● SOURCE DATA
+---+
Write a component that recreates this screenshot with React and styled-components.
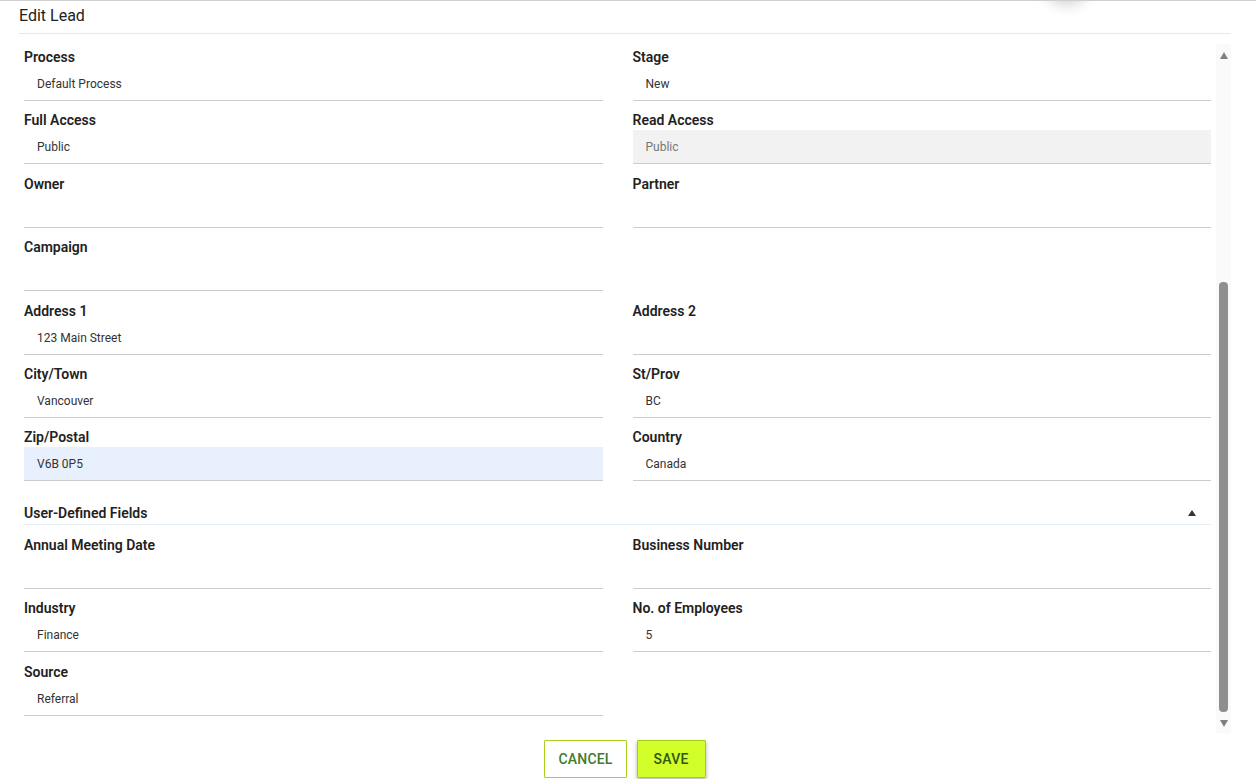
import styled, { createGlobalStyle } from "styled-components";

const GlobalStyle = createGlobalStyle`
  html, body {
    margin: 0;
    padding: 0;
    background: #ffffff;
    font-family: Roboto, "Liberation Sans", Arial, sans-serif;
    color: #222222;
  }
`;

const Dialog = styled.div`
  position: relative;
  height: 779px;
  box-sizing: border-box;
  border-top: 1px solid #cfcfcf;
  padding: 0 25px 0 19px;
  overflow: hidden;
`;

const TopShadow = styled.div`
  position: absolute;
  top: -30px;
  left: 1047px;
  width: 40px;
  height: 30px;
  border-radius: 50%;
  box-shadow: 0 4px 14px rgba(0, 0, 0, 0.18);
`;

const Title = styled.div`
  height: 32px;
  line-height: 29px;
  font-size: 16px;
  color: #222;
  border-bottom: 1px solid #e8e8e8;
`;

const Body = styled.div`
  display: flex;
  margin-top: 10px;
  height: 689px;
`;

const Content = styled.div`
  flex: 1;
  padding: 3px 0 0 5px;
  overflow: hidden;
`;

const Grid = styled.div`
  display: grid;
  grid-template-columns: 1fr 1fr;
  column-gap: 30px;
`;

const Field = styled.div`
  margin-bottom: 9.4px;
`;

const Label = styled.div`
  height: 20px;
  line-height: 20px;
  font-size: 14px;
  font-weight: 600;
  color: #222;
`;

const Input = styled.div`
  height: 33px;
  line-height: 35px;
  padding: 0 13px;
  font-size: 12px;
  overflow: hidden;
  color: ${(p) => (p.$disabled ? "#777" : "#333")};
  background: ${(p) => p.$bg || "transparent"};
  border-bottom: 1px solid #cccccc;
`;

const SectionHeader = styled.div`
  grid-column: 1 / -1;
  display: flex;
  align-items: center;
  justify-content: space-between;
  padding: 12px 15px 1px 0;
  line-height: 20px;
  font-size: 14px;
  font-weight: 600;
  color: #222;
  border-bottom: 1px solid #e6eef5;
  margin-bottom: 10px;
`;

const Caret = styled.span`
  width: 0;
  height: 0;
  border-left: 4px solid transparent;
  border-right: 4px solid transparent;
  border-bottom: 6px solid #333;
`;

const Scrollbar = styled.div`
  width: 15px;
  margin-left: 5px;
  background: #fafafa;
  display: flex;
  flex-direction: column;
  align-items: center;
`;

const ArrowUp = styled.span`
  margin-top: 8px;
  width: 0;
  height: 0;
  border-left: 4.5px solid transparent;
  border-right: 4.5px solid transparent;
  border-bottom: 7px solid #808080;
`;

const ArrowDown = styled.span`
  margin-top: 8px;
  width: 0;
  height: 0;
  border-left: 4.5px solid transparent;
  border-right: 4.5px solid transparent;
  border-top: 7px solid #808080;
`;

const Thumb = styled.div`
  width: 9px;
  margin-top: ${(p) => p.$offset}px;
  height: ${(p) => p.$size}px;
  background: #8f8f8f;
  border-radius: 4px;
`;

const Footer = styled.div`
  display: flex;
  justify-content: center;
  gap: 10px;
  margin-top: 7px;
`;

const Button = styled.button`
  height: 38px;
  padding: 0 ${(p) => (p.$primary ? "16px" : "13px")};
  font-family: Roboto, "Liberation Sans", Arial, sans-serif;
  font-size: 14px;
  font-weight: 500;
  letter-spacing: 0.2px;
  text-transform: uppercase;
  border: 1px solid ${(p) => (p.$primary ? "#a6cc1c" : "#a8d01e")};
  background: ${(p) => (p.$primary ? "#d2ff2a" : "#ffffff")};
  color: ${(p) => (p.$primary ? "#2f5519" : "#3f7a30")};
  box-shadow: ${(p) => (p.$primary ? "0 2px 4px rgba(0,0,0,0.3)" : "none")};
  border-radius: 1px;
  cursor: pointer;
`;

const rows = [
  [{ label: "Process", value: "Default Process" }, { label: "Stage", value: "New" }],
  [{ label: "Full Access", value: "Public" }, { label: "Read Access", value: "Public", disabled: true }],
  [{ label: "Owner", value: "" }, { label: "Partner", value: "" }],
  [{ label: "Campaign", value: "" }, null],
  [{ label: "Address 1", value: "123 Main Street" }, { label: "Address 2", value: "" }],
  [{ label: "City/Town", value: "Vancouver" }, { label: "St/Prov", value: "BC" }],
  [{ label: "Zip/Postal", value: "V6B 0P5", focused: true }, { label: "Country", value: "Canada" }],
];

const udfRows = [
  [{ label: "Annual Meeting Date", value: "" }, { label: "Business Number", value: "" }],
  [{ label: "Industry", value: "Finance" }, { label: "No. of Employees", value: "5" }],
  [{ label: "Source", value: "Referral" }, null],
];

const renderField = (f, key) =>
  f ? (
    <Field key={key}>
      <Label>{f.label}</Label>
      <Input
        $disabled={f.disabled}
        $bg={f.disabled ? "#f2f2f2" : f.focused ? "#e8f0fe" : undefined}
      >
        {f.value}
      </Input>
    </Field>
  ) : (
    <div key={key} />
  );

const App = () => {
  return (
    <>
      <GlobalStyle />
      <Dialog>
        <TopShadow />
        <Title>Edit Lead</Title>
        <Body>
          <Content>
            <Grid>
              {rows.map((r, i) => r.map((f, j) => renderField(f, `a${i}-${j}`)))}
              <SectionHeader>
                User-Defined Fields
                <Caret />
              </SectionHeader>
              {udfRows.map((r, i) => r.map((f, j) => renderField(f, `b${i}-${j}`)))}
            </Grid>
          </Content>
          <Scrollbar>
            <ArrowUp />
            <Thumb $offset={223} $size={430} />
            <ArrowDown />
          </Scrollbar>
        </Body>
        <Footer>
          <Button>Cancel</Button>
          <Button $primary>Save</Button>
        </Footer>
      </Dialog>
    </>
  );
};

export default App;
+---+
● TASK DESCRIPTION
Write out the data precisely as given, excluding the pictures.

● SOLVED PROBLEM
Write a component that recreates this screenshot with React and styled-components.
import styled, { createGlobalStyle } from "styled-components";

const GlobalStyle = createGlobalStyle`
  html, body {
    margin: 0;
    padding: 0;
    background: #ffffff;
    font-family: Roboto, "Liberation Sans", Arial, sans-serif;
    color: #222222;
  }
`;

const Dialog = styled.div`
  position: relative;
  height: 779px;
  box-sizing: border-box;
  border-top: 1px solid #cfcfcf;
  padding: 0 25px 0 19px;
  overflow: hidden;
`;

const TopShadow = styled.div`
  position: absolute;
  top: -30px;
  left: 1047px;
  width: 40px;
  height: 30px;
  border-radius: 50%;
  box-shadow: 0 4px 14px rgba(0, 0, 0, 0.18);
`;

const Title = styled.div`
  height: 32px;
  line-height: 29px;
  font-size: 16px;
  color: #222;
  border-bottom: 1px solid #e8e8e8;
`;

const Body = styled.div`
  display: flex;
  margin-top: 10px;
  height: 689px;
`;

const Content = styled.div`
  flex: 1;
  padding: 3px 0 0 5px;
  overflow: hidden;
`;

const Grid = styled.div`
  display: grid;
  grid-template-columns: 1fr 1fr;
  column-gap: 30px;
`;

const Field = styled.div`
  margin-bottom: 9.4px;
`;

const Label = styled.div`
  height: 20px;
  line-height: 20px;
  font-size: 14px;
  font-weight: 600;
  color: #222;
`;

const Input = styled.div`
  height: 33px;
  line-height: 35px;
  padding: 0 13px;
  font-size: 12px;
  overflow: hidden;
  color: ${(p) => (p.$disabled ? "#777" : "#333")};
  background: ${(p) => p.$bg || "transparent"};
  border-bottom: 1px solid #cccccc;
`;

const SectionHeader = styled.div`
  grid-column: 1 / -1;
  display: flex;
  align-items: center;
  justify-content: space-between;
  padding: 12px 15px 1px 0;
  line-height: 20px;
  font-size: 14px;
  font-weight: 600;
  color: #222;
  border-bottom: 1px solid #e6eef5;
  margin-bottom: 10px;
`;

const Caret = styled.span`
  width: 0;
  height: 0;
  border-left: 4px solid transparent;
  border-right: 4px solid transparent;
  border-bottom: 6px solid #333;
`;

const Scrollbar = styled.div`
  width: 15px;
  margin-left: 5px;
  background: #fafafa;
  display: flex;
  flex-direction: column;
  align-items: center;
`;

const ArrowUp = styled.span`
  margin-top: 8px;
  width: 0;
  height: 0;
  border-left: 4.5px solid transparent;
  border-right: 4.5px solid transparent;
  border-bottom: 7px solid #808080;
`;

const ArrowDown = styled.span`
  margin-top: 8px;
  width: 0;
  height: 0;
  border-left: 4.5px solid transparent;
  border-right: 4.5px solid transparent;
  border-top: 7px solid #808080;
`;

const Thumb = styled.div`
  width: 9px;
  margin-top: ${(p) => p.$offset}px;
  height: ${(p) => p.$size}px;
  background: #8f8f8f;
  border-radius: 4px;
`;

const Footer = styled.div`
  display: flex;
  justify-content: center;
  gap: 10px;
  margin-top: 7px;
`;

const Button = styled.button`
  height: 38px;
  padding: 0 ${(p) => (p.$primary ? "16px" : "13px")};
  font-family: Roboto, "Liberation Sans", Arial, sans-serif;
  font-size: 14px;
  font-weight: 500;
  letter-spacing: 0.2px;
  text-transform: uppercase;
  border: 1px solid ${(p) => (p.$primary ? "#a6cc1c" : "#a8d01e")};
  background: ${(p) => (p.$primary ? "#d2ff2a" : "#ffffff")};
  color: ${(p) => (p.$primary ? "#2f5519" : "#3f7a30")};
  box-shadow: ${(p) => (p.$primary ? "0 2px 4px rgba(0,0,0,0.3)" : "none")};
  border-radius: 1px;
  cursor: pointer;
`;

const rows = [
  [{ label: "Process", value: "Default Process" }, { label: "Stage", value: "New" }],
  [{ label: "Full Access", value: "Public" }, { label: "Read Access", value: "Public", disabled: true }],
  [{ label: "Owner", value: "" }, { label: "Partner", value: "" }],
  [{ label: "Campaign", value: "" }, null],
  [{ label: "Address 1", value: "123 Main Street" }, { label: "Address 2", value: "" }],
  [{ label: "City/Town", value: "Vancouver" }, { label: "St/Prov", value: "BC" }],
  [{ label: "Zip/Postal", value: "V6B 0P5", focused: true }, { label: "Country", value: "Canada" }],
];

const udfRows = [
  [{ label: "Annual Meeting Date", value: "" }, { label: "Business Number", value: "" }],
  [{ label: "Industry", value: "Finance" }, { label: "No. of Employees", value: "5" }],
  [{ label: "Source", value: "Referral" }, null],
];

const renderField = (f, key) =>
  f ? (
    <Field key={key}>
      <Label>{f.label}</Label>
      <Input
        $disabled={f.disabled}
        $bg={f.disabled ? "#f2f2f2" : f.focused ? "#e8f0fe" : undefined}
      >
        {f.value}
      </Input>
    </Field>
  ) : (
    <div key={key} />
  );

const App = () => {
  return (
    <>
      <GlobalStyle />
      <Dialog>
        <TopShadow />
        <Title>Edit Lead</Title>
        <Body>
          <Content>
            <Grid>
              {rows.map((r, i) => r.map((f, j) => renderField(f, `a${i}-${j}`)))}
              <SectionHeader>
                User-Defined Fields
                <Caret />
              </SectionHeader>
              {udfRows.map((r, i) => r.map((f, j) => renderField(f, `b${i}-${j}`)))}
            </Grid>
          </Content>
          <Scrollbar>
            <ArrowUp />
            <Thumb $offset={223} $size={430} />
            <ArrowDown />
          </Scrollbar>
        </Body>
        <Footer>
          <Button>Cancel</Button>
          <Button $primary>Save</Button>
        </Footer>
      </Dialog>
    </>
  );
};

export default App;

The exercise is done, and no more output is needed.